Macron rejected the offer from Interior Minister Gerald Darmanin to step down, instead ordering him to find new ways to break the deadlock and push the legislation through.
In
a stunning setback for the government, the lower-house National
Assembly adopted a motion to reject the controversial immigration bill
without even debating it.
Prime Minister Elisabeth Borne was set to hold an emergency meeting involving several ministers and lawmakers on Monday evening.
After
talks at the presidential Elysee Palace, Macron rejected Darmanin’s
offer to resign and asked him “to submit proposals to move forward by
overcoming this blockage and obtaining an effective law”, said a
presidential official who asked not to be identified by name.

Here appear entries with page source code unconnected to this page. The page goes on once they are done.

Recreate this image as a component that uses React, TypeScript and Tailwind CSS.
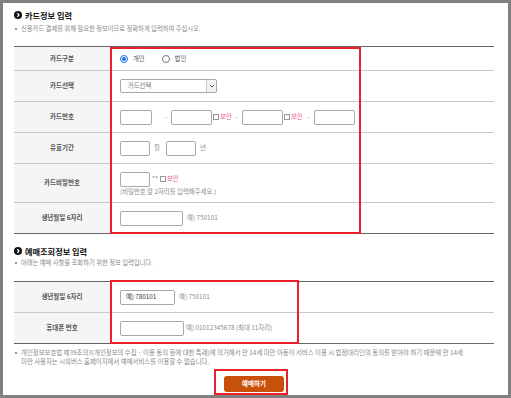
import { type FC, type ReactNode } from "react";

const KR = "font-['Noto_Sans_CJK_KR','Noto_Sans',sans-serif]";

const SectionTitle: FC<{ children: ReactNode }> = ({ children }) => (
  <div className="flex items-center h-[12px] gap-[3px]">
    <span className="w-[8px] h-[8px] rounded-full bg-[#111] flex items-center justify-center">
      <svg width="8" height="8" viewBox="0 0 8 8">
        <path d="M3.3 2.2 L5 4 L3.3 5.8" fill="none" stroke="#fff" strokeWidth="1.2" />
      </svg>
    </span>
    <span className="text-[8.2px] font-bold text-[#111] leading-[12px]">{children}</span>
  </div>
);

const Note: FC<{ children: ReactNode; className?: string }> = ({ children, className = "" }) => (
  <div className={`flex items-center h-[10px] text-[6.3px] leading-[10px] text-[#8a8a8a] ${className}`}>
    <span className="w-[2px] h-[2px] bg-[#9a9a9a] ml-[1px] mr-[4px]" />
    {children}
  </div>
);

const Row: FC<{ label: string; h: string; last?: boolean; children?: ReactNode; col?: boolean }> = ({
  label,
  h,
  last,
  children,
  col,
}) => (
  <div className={`flex ${h} ${last ? "" : "border-b border-[#c8c8c8]"}`}>
    <div className="w-[96px] bg-[#f5f5f5] flex items-center justify-center text-[6.5px] font-bold text-[#555]">
      {label}
    </div>
    <div className={`flex-1 pl-[10px] flex ${col ? "flex-col justify-center" : "items-center"}`}>{children}</div>
  </div>
);

const Box: FC<{ w: string; children?: ReactNode }> = ({ w, children }) => (
  <div className={`${w} h-[15px] border border-[#a8a8a8] rounded-[2px] bg-white flex items-center pl-[4px] text-[6.3px] text-[#333]`}>
    {children}
  </div>
);

const Secure: FC = () => (
  <span className="flex items-center ml-[1px]">
    <span className="w-[6px] h-[6px] border border-[#999] bg-white" />
    <span className="text-[6.3px] text-[#f0608a] ml-[1px]">보안</span>
  </span>
);

const Hint: FC<{ children: ReactNode; className?: string }> = ({ children, className = "" }) => (
  <span className={`text-[6.4px] text-[#8c8c8c] ${className}`}>{children}</span>
);

export default function App() {
  return (
    <div
      className={`w-[511px] h-[398px] border-[3px] border-[#808080] bg-white pl-[11px] pr-[14px] pt-[6px] overflow-hidden ${KR}`}
    >
      <SectionTitle>카드정보 입력</SectionTitle>
      <Note className="mt-[3px]">신용카드 결제를 위해 필요한 정보이므로 정확하게 입력하여 주십시오.</Note>

      <div className="relative mt-[12px] border-y border-[#666]">
        <Row label="카드구분" h="h-[24px]">
          <span className="w-[8px] h-[8px] rounded-full border border-[#1a73e8] flex items-center justify-center">
            <span className="w-[4px] h-[4px] rounded-full bg-[#1a73e8]" />
          </span>
          <span className="text-[6.3px] text-[#555] ml-[5px]">개인</span>
          <span className="w-[8px] h-[8px] rounded-full border border-[#777] ml-[17px]" />
          <span className="text-[6.3px] text-[#555] ml-[5px]">법인</span>
        </Row>
        <Row label="카드선택" h="h-[31px]">
          <div className="w-[97px] h-[14px] border border-[#a8a8a8] rounded-[2px] flex items-center">
            <span className="flex-1 pl-[7px] text-[6.3px] text-[#777]">카드선택</span>
            <span className="w-[10px] h-full border-l border-[#ccc] bg-[#f2f2f2] flex items-center justify-center">
              <svg width="6" height="6" viewBox="0 0 6 6">
                <path d="M1.2 2.2 L3 4 L4.8 2.2" fill="none" stroke="#444" strokeWidth="0.9" />
              </svg>
            </span>
          </div>
        </Row>
        <Row label="카드번호" h="h-[31px]">
          <Box w="w-[32px]" />
          <Hint className="ml-[13px] mr-[4px]">-</Hint>
          <Box w="w-[41px]" />
          <Secure />
          <Hint className="ml-[4px] mr-[4px]">-</Hint>
          <Box w="w-[41px]" />
          <Secure />
          <Hint className="ml-[5px] mr-[4px]">-</Hint>
          <Box w="w-[41px]" />
        </Row>
        <Row label="유효기간" h="h-[31px]">
          <Box w="w-[30px]" />
          <Hint className="ml-[4px] mr-[6px]">월</Hint>
          <Box w="w-[30px]" />
          <Hint className="ml-[4px]">년</Hint>
        </Row>
        <Row label="카드비밀번호" h="h-[39px]" col>
          <div className="flex items-center mt-[1px]">
            <Box w="w-[30px]" />
            <Hint className="ml-[2px] mr-[1px]">**</Hint>
            <Secure />
          </div>
          <Hint className="leading-[9px]">(비밀번호 앞 2자리를 입력해주세요.)</Hint>
        </Row>
        <Row label="생년월일 6자리" h="h-[30px]" last>
          <Box w="w-[63px]" />
          <Hint className="ml-[4px]">예) 750101</Hint>
        </Row>
        <div className="absolute left-[96px] top-0 w-[251px] h-[187px] border-2 border-[#e8212b] pointer-events-none" />
      </div>

      <div className="mt-[11px]">
        <SectionTitle>예매조회정보 입력</SectionTitle>
      </div>
      <Note className="mt-[1px]">아래는 예매 사항을 조회하기 위한 정보 입력입니다.</Note>

      <div className="relative mt-[13px] border-y border-[#666]">
        <Row label="생년월일 6자리" h="h-[31px]">
          <Box w="w-[55px]">
            <span className="ml-[1px]">예) 780101</span>
          </Box>
          <Hint className="ml-[4px]">예) 750101</Hint>
        </Row>
        <Row label="휴대폰 번호" h="h-[30px]" last>
          <Box w="w-[64px]" />
          <Hint className="ml-[2px]">예) 01012345678 (최대 11자리)</Hint>
        </Row>
        <div className="absolute left-[96px] top-[-2px] w-[189px] h-[64px] border-2 border-[#e8212b] pointer-events-none" />
      </div>

      <div className="mt-[4px] flex text-[6.4px] leading-[9px] text-[#8a8a8a] whitespace-nowrap">
        <span className="w-[2px] h-[2px] bg-[#9a9a9a] ml-[1px] mr-[4px] mt-[4px] shrink-0" />
        <div>
          개인정보보호법 제39조의3(개인정보의 수집 · 이용 동의 등에 대한 특례)에 의거해서 만 14세 미만 아동이 서비스
          이용 시 법정대리인의 동의를 받아야 하기 때문에 만 14세
          <br />
          미만 사용자는 시외버스 홈페이지에서 예매서비스를 이용할 수 없습니다.
        </div>
      </div>

      <div className="mt-[10px] flex justify-center">
        <div className="relative">
          <div className="w-[60px] h-[16px] rounded-[3px] bg-[#c9500a] flex items-center justify-center text-[6.5px] font-bold text-white">
            예매하기
          </div>
          <div className="absolute left-[-10px] top-[-7px] w-[74px] h-[26px] border-2 border-[#e8212b] pointer-events-none" />
        </div>
      </div>
    </div>
  );
}
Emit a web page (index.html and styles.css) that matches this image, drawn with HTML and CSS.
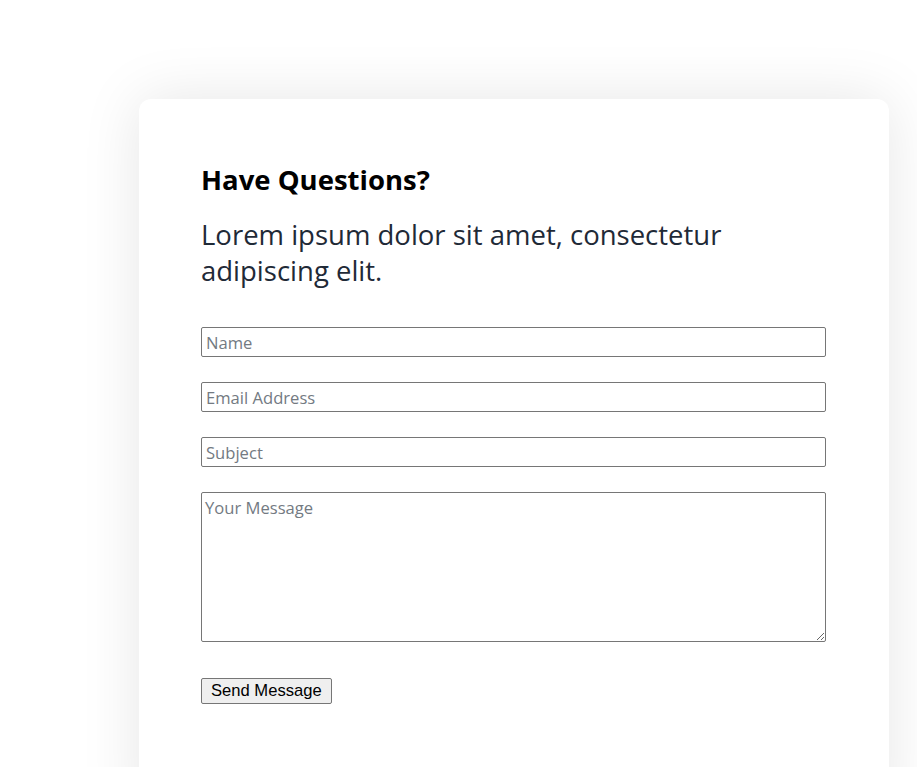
FILE: index.html
```html
<!DOCTYPE html>
<html lang="en">
<head>
<meta charset="utf-8">
<title>Contact</title>
<link rel="stylesheet" href="styles.css">
</head>
<body>
<div class="page">
  <section class="card">
    <h2 class="title">Have Questions?</h2>
    <p class="lead">Lorem ipsum dolor sit amet, consectetur adipiscing elit.</p>
    <form class="form">
      <input class="field" type="text" placeholder="Name">
      <input class="field" type="email" placeholder="Email Address">
      <input class="field" type="text" placeholder="Subject">
      <textarea class="field area" placeholder="Your Message"></textarea>
      <div><button class="send" type="button">Send Message</button></div>
    </form>
  </section>
</div>
</body>
</html>
```
FILE: styles.css
```css
html, body {
  margin: 0;
  padding: 0;
  background: #ffffff;
}
body {
  font-family: "Open Sans", "Noto Sans", sans-serif;
  overflow: hidden;
}
.page {
  padding: 99px 0 0 139px;
}
.card {
  width: 750px;
  box-sizing: border-box;
  padding: 62px 63px 62px 62px;
  background: #ffffff;
  border-radius: 12px;
  box-shadow: 0 0 60px rgba(0, 0, 0, 0.1);
  min-height: 720px;
}
.title {
  margin: 0;
  font-size: 27.5px;
  font-weight: 700;
  color: #000;
  line-height: 1.362;
}
.lead {
  margin: 19px 0 0;
  font-size: 27.5px;
  line-height: 36px;
  color: #1f2a37;
  font-weight: 400;
}
.form {
  margin-top: 38px;
  display: flex;
  flex-direction: column;
  gap: 25px;
}
.field {
  display: block;
  width: 625px;
  height: 30px;
  box-sizing: border-box;
  margin: 0;
  padding: 2px 4px;
  border: 1px solid #767676;
  border-radius: 2px;
  font-family: "Open Sans", sans-serif;
  font-size: 16.6px;
  color: #000;
}
.field::placeholder {
  color: #737a82;
}
.area {
  height: 150px;
  padding: 3px 3px;
  resize: both;
}
.send {
  margin-top: 11px;
  font-family: Arial, "Liberation Sans", sans-serif;
  font-size: 16.6px;
  padding: 1px 9px;
  height: 26px;
  border: 1px solid #767676;
  border-radius: 2px;
  background: #efefef;
  color: #000;
}
```
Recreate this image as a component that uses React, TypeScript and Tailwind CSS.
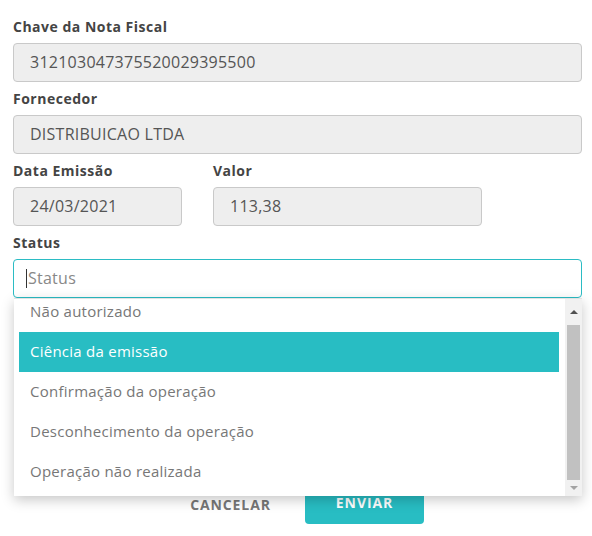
import React from "react";

const font = { fontFamily: '"Open Sans", "Liberation Sans", sans-serif' };

const Label = ({ children }: { children: React.ReactNode }) => (
  <div className="h-[33px] flex items-center text-[14px] font-bold text-[#444] tracking-[0.5px]">{children}</div>
);

const ReadOnly = ({ value, className = "" }: { value: string; className?: string }) => (
  <div
    className={`h-[39px] flex items-center rounded-[4px] border border-[#c9c9c9] bg-[#eeeeee] pl-[16px] pb-[1px] text-[16px] text-[#555] tracking-[0.25px] ${className}`}
  >
    {value}
  </div>
);

const options = [
  "Não autorizado",
  "Ciência da emissão",
  "Confirmação da operação",
  "Desconhecimento da operação",
  "Operação não realizada",
];

export default function App() {
  return (
    <div className="min-h-[536px] w-[592px] bg-white" style={font}>
      <div className="pl-[13px] pr-[10px] pt-[10px] w-[592px]">
        <Label>Chave da Nota Fiscal</Label>
        <ReadOnly value="312103047375520029395500" />
        <Label>Fornecedor</Label>
        <ReadOnly value="DISTRIBUICAO LTDA" />
        <div className="flex gap-[31px]">
          <div className="w-[169px]">
            <Label>Data Emissão</Label>
            <ReadOnly value="24/03/2021" />
          </div>
          <div className="w-[269px]">
            <Label>Valor</Label>
            <ReadOnly value="113,38" />
          </div>
        </div>
        <Label>Status</Label>
        <div className="relative">
          <div className="h-[39px] flex items-center rounded-[4px] border border-[#2bbcc4] bg-white pl-[12px] pb-[1px] text-[16px] text-[#888] tracking-[0.25px]">
            <span className="w-px h-[19px] bg-[#333] mr-[1px]" />
            Status
          </div>

          {/* dropdown aberto */}
          <div className="absolute left-[1px] right-0 top-[39px] h-[198px] z-10 flex bg-white border-t border-[#e2e2e2] shadow-[0_4px_12px_rgba(0,0,0,0.22)]">
            <div className="flex-1 overflow-hidden pl-[5px] pr-[6px]">
              <div className="mt-[-7px]">
                {options.map((o, i) => (
                  <div
                    key={o}
                    className={`h-[40px] flex items-center pl-[11px] pb-[2px] text-[15px] tracking-[0.25px] ${
                      i === 1 ? "bg-[#28bdc3] text-white" : "text-[#777]"
                    }`}
                  >
                    {o}
                  </div>
                ))}
              </div>
            </div>
            <div className="w-[17px] bg-[#f1f1f1] flex flex-col items-center">
              <div className="h-[26px] flex items-center justify-center">
                <span className="w-0 h-0 border-l-[4px] border-r-[4px] border-b-[4px] border-l-transparent border-r-transparent border-b-[#505050]" />
              </div>
              <div className="w-[13px] h-[155px] bg-[#c1c1c1]" />
              <div className="flex-1 flex items-center justify-center">
                <span className="w-0 h-0 border-l-[4px] border-r-[4px] border-t-[4px] border-l-transparent border-r-transparent border-t-[#a3a3a3]" />
              </div>
            </div>
          </div>
        </div>

        <div className="mt-[186px] flex justify-center gap-[15px]">
          <button className="w-[119px] h-[40px] rounded-[4px] text-[14px] font-bold text-[#777] tracking-[0.9px]">
            CANCELAR
          </button>
          <button className="w-[119px] h-[40px] rounded-[4px] bg-[#28bdc3] pb-[3px] text-[14px] font-bold text-white tracking-[0.9px]">
            ENVIAR
          </button>
        </div>
      </div>
    </div>
  );
}
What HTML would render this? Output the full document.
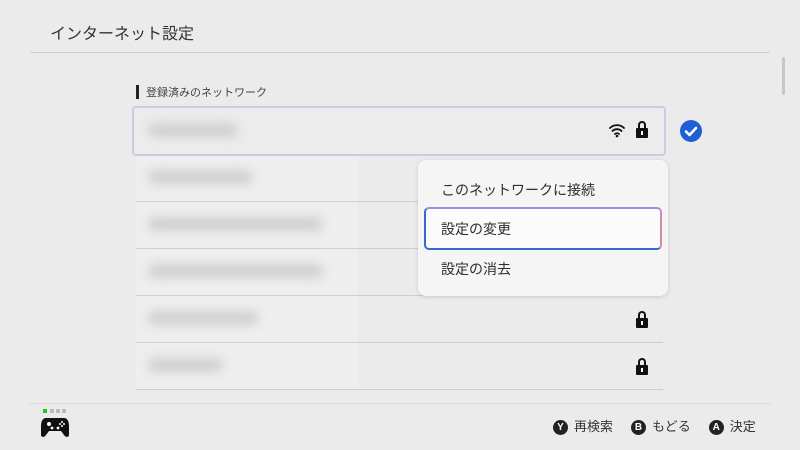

Originally proposed by Macron’s centrist government with a mix of
steps to expel more undocumented people and improve migrants’
integration, the text of the bill leans firmly towards enforcement after
its passage through the Senate, which is controlled by the right.
Speaking at the National Assembly, Darmanin defended the bill, which further restricts the ability for migrants to bring family members into France, birthright citizenship and welfare benefits.
He urged lawmakers not to join forces to vote on the rejection motion put forward by the Greens.
Despite his pleas, the National Assembly backed the motion to reject the bill by 270 votes to 265.
‘Failure’
The move means the interruption of the examination of the legislation’s roughly 2,600 proposed amendments.
The bill could now be sent back to the Senate, or the government could decide to withdraw the text.
“It
is a failure, obviously,” Darmanin told TF1 television. “I want to give
the police, the gendarmes, the prefects, the magistrates the means to
fight against irregular immigration.”
He denounced what he called an “unholy alliance” of the left and far-right to vote the legislation down.
But far-right figurehead Marine Le Pen said she was “delighted” with the result, saying it had “protected the French from a migratory tidal wave”.
“It feels like the end of the road for his law and therefore for him,” hard-left leader Jean-Luc Melenchon said of Darmanin on X (formerly Twitter).
On Sunday, Macron said restricting the right of asylum would be a mistake as he spoke during a ceremony to mark the 75th anniversary of the Universal Declaration of Human Rights.
“France
retains its long tradition of providing asylum for all those whose
rights are threatened in their own country, and we will continue to
defend this right of asylum,” he said.
‘Bill of shame’
The bill aims to speed up asylum application
procedures and regularise the status of undocumented workers in sectors
with labour shortages, but also to facilitate the expulsion of
foreigners deemed dangerous.
It would introduce an annual quota
for the number of migrant arrivals to be set by parliament, and remove
all but emergency medical coverage for undocumented people.
Earlier in the day around 200 people including undocumented workers demonstrated outside the Palais Bourbon in Paris, which houses the National Assembly.
“We
have gathered to denounce this bill of shame, which calls into question
the fundamental principles of our republic,” Sophie Binet, head of the
hard-left CGT union, said at the rally.
She also denounced the
“hypocrisy” of regularisations, saying “France could not function
without undocumented workers in kitchens, cleaning and construction”.